La dignité comme boussole morale L'homme privé de liberté n'est pas privé de droits. Sa condition de détenu ne l'exclut pas de l'humanité. C'est là un principe fondamental, et pourtant sans cesse trahi. Lorsque la corruption s'installe, ce principe devient un luxe réservé à ceux qui peuvent le payer. La dignité devient un privilège, non un droit. Or, la dignité n'est pas négociable. Elle est inhérente à la personne humaine, quel que soit son statut. Kant le rappelait : on ne traite jamais un être humain simplement comme un moyen, mais toujours aussi comme une fin en soi. En permettant — ou en tolérant — un système où les droits sont monnayables, l'Etat trahit cette exigence morale. Il abdique son rôle de garant de la justice pour devenir le complice d'une violence sans légitimité.

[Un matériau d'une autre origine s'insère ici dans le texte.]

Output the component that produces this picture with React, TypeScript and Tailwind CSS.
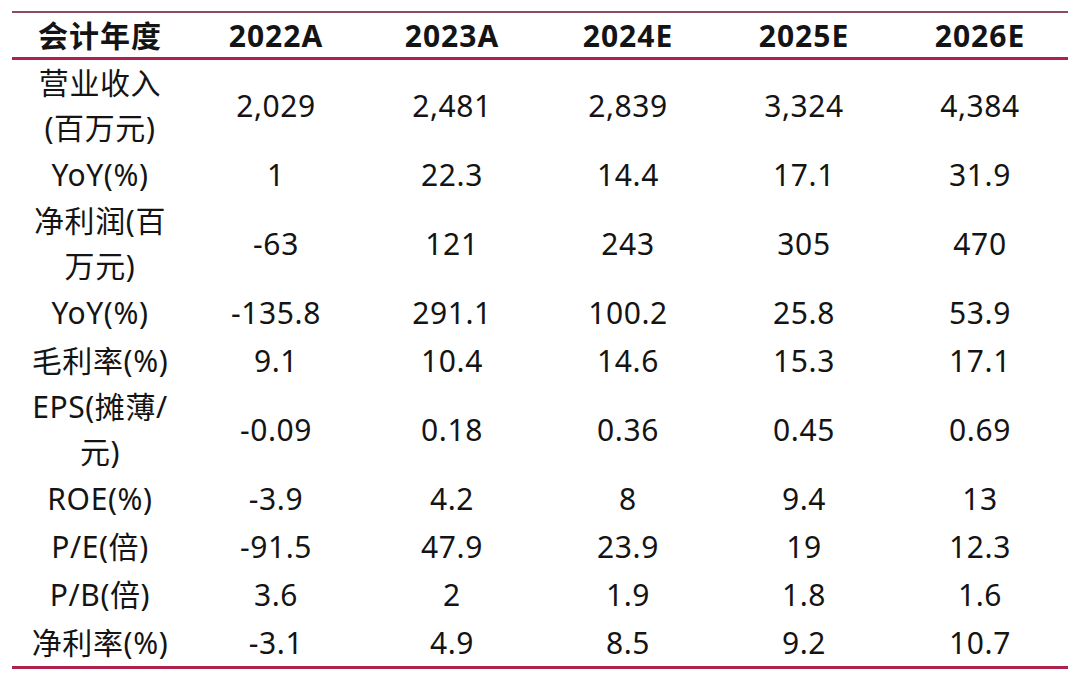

Gardiens et détenus : dans le piège d'un pouvoir dégradé Il faut aussi interroger la position du gardien. Loin d'être simplement un bourreau, il est souvent lui-même pris dans un système qui le précarise et le rend vulnérable. Sous-payé, mal formé, exposé à des pressions constantes, il devient parfois agent d'un pouvoir parallèle dont il ne maîtrise ni les règles ni les finalités. Ce que l'on nomme "corruption" est alors moins une faute individuelle qu'une stratégie de survie dans un monde où l'éthique est dissoute dans la peur et l'isolement.
Cela montre que la prison ne punit pas seulement les détenus : elle abîme aussi ceux qui y travaillent. Elle est un lieu où la violence institutionnelle abaisse tous les sujets — ceux qui y subissent la peine, comme ceux qui l'administrent.
Vers une justice réinventée Face à cette faillite morale et politique, une réforme technique ne suffit pas. Il ne s'agit pas d'ajouter des caméras ou d'augmenter les contrôles, mais de repenser la finalité de la peine elle-même. Si la prison devient un lieu d'arbitraire, elle ne corrige rien : elle perpétue l'injustice. Si elle humilie, elle n'éduque pas : elle détruit. Réformer la prison, c'est donc reposer la question fondamentale de la justice : non pas celle qui punit, mais celle qui reconnaît la faute sans effacer l'humain ; celle qui protège sans exclure ; celle qui reconnaît que même dans l'enfermement, il y a place pour l'éthique, pour le droit, pour la possibilité d'un retour à la société.